Do you remember micropayments? Well, if you ever listened to Scott McCloud in the 90s you do. Micropayments were the idea that you could make a few cents every time someone read y our webcomic, or blog or whatever. Bitpass ws a company that was set up to enable micropayments — now it has gone out of business, and T Campbell has some commentary.

The word “micropayments” literally means “small payments,” but the micropayments concept is that those small payments will come from many hands to make up a significant total. Finance charges made small payments difficult in the early days of the Web, but companies like Bitpass have made them much more feasible. Attracting the many hands has proven a tougher problem.

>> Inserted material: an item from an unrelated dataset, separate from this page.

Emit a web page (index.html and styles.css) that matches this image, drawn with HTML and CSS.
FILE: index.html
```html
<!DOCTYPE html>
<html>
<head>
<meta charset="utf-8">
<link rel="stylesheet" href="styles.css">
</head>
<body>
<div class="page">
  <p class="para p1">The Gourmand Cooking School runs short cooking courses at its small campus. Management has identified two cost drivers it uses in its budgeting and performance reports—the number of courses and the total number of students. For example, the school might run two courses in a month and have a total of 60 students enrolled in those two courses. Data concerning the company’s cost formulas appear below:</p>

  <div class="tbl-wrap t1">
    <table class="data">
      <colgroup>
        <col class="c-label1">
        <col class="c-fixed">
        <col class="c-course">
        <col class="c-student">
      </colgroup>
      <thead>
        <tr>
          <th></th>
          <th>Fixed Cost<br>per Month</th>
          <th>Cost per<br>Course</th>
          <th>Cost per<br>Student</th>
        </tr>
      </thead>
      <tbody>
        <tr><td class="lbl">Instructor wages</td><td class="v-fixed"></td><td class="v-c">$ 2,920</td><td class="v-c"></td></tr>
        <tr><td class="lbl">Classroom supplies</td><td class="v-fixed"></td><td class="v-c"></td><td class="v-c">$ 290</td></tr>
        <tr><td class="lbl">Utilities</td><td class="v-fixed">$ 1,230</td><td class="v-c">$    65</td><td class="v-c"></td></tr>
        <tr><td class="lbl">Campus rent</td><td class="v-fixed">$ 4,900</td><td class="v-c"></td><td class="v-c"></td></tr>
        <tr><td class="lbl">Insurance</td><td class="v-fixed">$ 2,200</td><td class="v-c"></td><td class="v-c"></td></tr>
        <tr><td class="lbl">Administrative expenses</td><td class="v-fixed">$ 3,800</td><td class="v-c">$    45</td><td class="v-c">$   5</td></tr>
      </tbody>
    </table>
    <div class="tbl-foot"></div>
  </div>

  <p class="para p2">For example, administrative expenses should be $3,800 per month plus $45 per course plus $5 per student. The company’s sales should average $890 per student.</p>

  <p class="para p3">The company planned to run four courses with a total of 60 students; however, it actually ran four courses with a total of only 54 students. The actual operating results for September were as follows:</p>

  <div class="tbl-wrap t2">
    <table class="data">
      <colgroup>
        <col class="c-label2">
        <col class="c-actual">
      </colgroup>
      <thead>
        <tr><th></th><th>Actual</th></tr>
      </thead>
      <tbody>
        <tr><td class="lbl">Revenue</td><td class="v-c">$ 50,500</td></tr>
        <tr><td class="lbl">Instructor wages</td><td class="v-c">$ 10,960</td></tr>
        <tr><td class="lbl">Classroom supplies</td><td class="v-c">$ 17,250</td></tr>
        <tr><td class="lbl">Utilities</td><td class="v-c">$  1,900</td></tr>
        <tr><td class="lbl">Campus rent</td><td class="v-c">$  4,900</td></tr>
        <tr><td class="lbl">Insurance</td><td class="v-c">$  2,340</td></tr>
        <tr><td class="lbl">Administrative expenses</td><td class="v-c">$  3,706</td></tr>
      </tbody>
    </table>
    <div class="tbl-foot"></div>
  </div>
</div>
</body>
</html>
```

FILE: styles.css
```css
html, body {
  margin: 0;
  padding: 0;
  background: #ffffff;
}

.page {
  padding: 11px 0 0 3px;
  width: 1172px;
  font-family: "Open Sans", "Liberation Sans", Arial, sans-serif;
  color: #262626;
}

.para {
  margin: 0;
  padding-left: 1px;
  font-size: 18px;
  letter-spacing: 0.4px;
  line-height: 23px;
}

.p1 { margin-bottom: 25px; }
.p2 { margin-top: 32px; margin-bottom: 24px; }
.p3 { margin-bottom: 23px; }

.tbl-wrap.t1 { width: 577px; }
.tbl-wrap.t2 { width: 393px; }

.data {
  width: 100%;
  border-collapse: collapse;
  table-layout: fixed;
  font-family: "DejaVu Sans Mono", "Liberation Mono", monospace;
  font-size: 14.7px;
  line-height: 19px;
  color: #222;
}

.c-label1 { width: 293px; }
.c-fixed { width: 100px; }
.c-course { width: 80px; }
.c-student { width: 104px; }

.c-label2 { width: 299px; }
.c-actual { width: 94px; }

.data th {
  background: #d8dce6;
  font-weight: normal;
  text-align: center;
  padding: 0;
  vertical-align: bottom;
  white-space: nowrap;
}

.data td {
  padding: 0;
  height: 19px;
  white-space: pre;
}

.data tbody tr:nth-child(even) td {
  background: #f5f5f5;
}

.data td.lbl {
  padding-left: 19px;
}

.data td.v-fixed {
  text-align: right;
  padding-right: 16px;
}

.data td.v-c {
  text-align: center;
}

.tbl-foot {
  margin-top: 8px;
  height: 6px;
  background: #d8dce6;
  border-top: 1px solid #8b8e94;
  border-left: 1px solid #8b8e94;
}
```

Micropayments have been a much-discussed commercial option for online cartoonists. Bitpass in particular became a rallying point, thanks largely to its endorsement by the influential Scott McCloud, who had already become one of micropayments’ most prominent enthusiasts after the publication of his Reinventing Comics (excerpted here). Bitpass’ own site lists numerous cartoonists as clients today.

However, its comics client list has changed little since June 2004. More significantly, Bitpass’ most commercially successful clients besides McCloud himself, R. Stevens and Jonathan Rosenberg, soon abandoned the model. McCloud’s own reported sales of his Bitpass-enabled, 25-cent comic were less than impressive, too [scroll to final item]. In more recent interviews, McCloud has been more guarded about micropayments and Bitpass.


More in the link.

1 COMMENT

  1. Bitpass sucked. They made you buy I thnk it was $3(?) to start off your account. So instead of paying just 25 cents to view a comic, I’m really paying $3.

    Sure, after that initial payment, it’s fine, but didn’t they sort of kill themselves right there?

  2. Also in December BitPass charged every account that hadn’t been used in 90 days a $5 fee (or all the money left for those under $5, which I am guessing was most accounts.)

  3. Don’t know anything about BitPass, but what did it do that PayPal can’t? Why not use PayPal to collect your little payments, if you can convince people to pay…

  4. I was once part of PixelJump, a company that I myself established, along with a friend a few years back. The initial intent behind the outfit was to create and distribute cell phone games (previously I had been creating web games and was having hard time making money from it…. mind you, this was 2002 and the internet economy was much shakier than it is today).

    At one point or another, we came across BitPass and it seemed like a marriage made in heaven. Here we were, a small independent company trying to figure out how to make a profit from out tiny little things, and here was an organization that allowed one to do so.

    Around that time, one of my programmers suggested we try something else: to distribute comics on cell phones, with BitPass as the method of payment (which is why I’m even mentioning this here… though it might also have to do with the fact that this seems to be the only place I’ve seen to even mention the passing of BitPass). I remembering going around SPX 2003 trying to sign up cartoonists for the plan, and everyone seemed very eager to have their work not only on a new platform. And the idea that they might also make money through it sealed the deal.

    Long story short… it didn’t take off, for a variety of reasons. And while it might sound unprofessional to blame BitPass for any of it, I will say this: they were just another company who had a great idea that assumed said brilliant notion was just enough to get the whole world to pay attention to them.

    As its been noted, buying “cards” in $3 (and $5 and $10) denominations pretty much killed the whole point in the first place, and they never were able to sufficiently differentiate themselves from PayPal.

    And that there was one of the primary problems, IMHO. Their constant “we’re like PayPal, but…” mantra, both with the public, and to their contributors. If there’s one thing I’ve learned about business is that if you are constantly going to mention the competition in your sales pitch, you had better make yourself looks clearly superior, no questions asked, in half a heart beat. Otherwise, you can forget it.

    I have absolutely no idea what degree of involvement that McCloud had in the company as a while. Granted he was one of the chairmen of the board, but almost everyone knows that folks in that world have little to no involvement with day to day operations. That’s not a knock, just a fact of business. But at least he tried passing along the word about various comics on his blog. Anyway, I have to wonder if he knew of all the internal stuff that was going on. I respect him enough to think that maybe he wasn’t, since from my point of view, it definitely felt, especially near the end, like another company just burning through bags and bags of VC money with people at the helm going as far as they can, till the next idea and investor.

    In the end, companies like BitPass need to exist so others can learn from the mistakes and make the next attempt stronger and more sensible.

  5. > Don’t know anything about BitPass, but what did it do that PayPal can’t?
    > Why not use PayPal to collect your little payments, if you can convince people
    >to pay…

    I haven’t followed the whole thing too closely, but I believe that BitPass has been around since 2002 or so. It was only in late 2005–perhaps in response to services like BitPass–that Paypal established a micropayment fee structure that would make it feasible to use Paypal for these kinds of tiny payment amounts.

    Until Paypal set up that service specifically to address micropayments, their fee structure just wasn’t feasible for accepting tiny payments. (No sense in using Payal to collect a ten cent payment if they’d charge you twenty cents for the service.)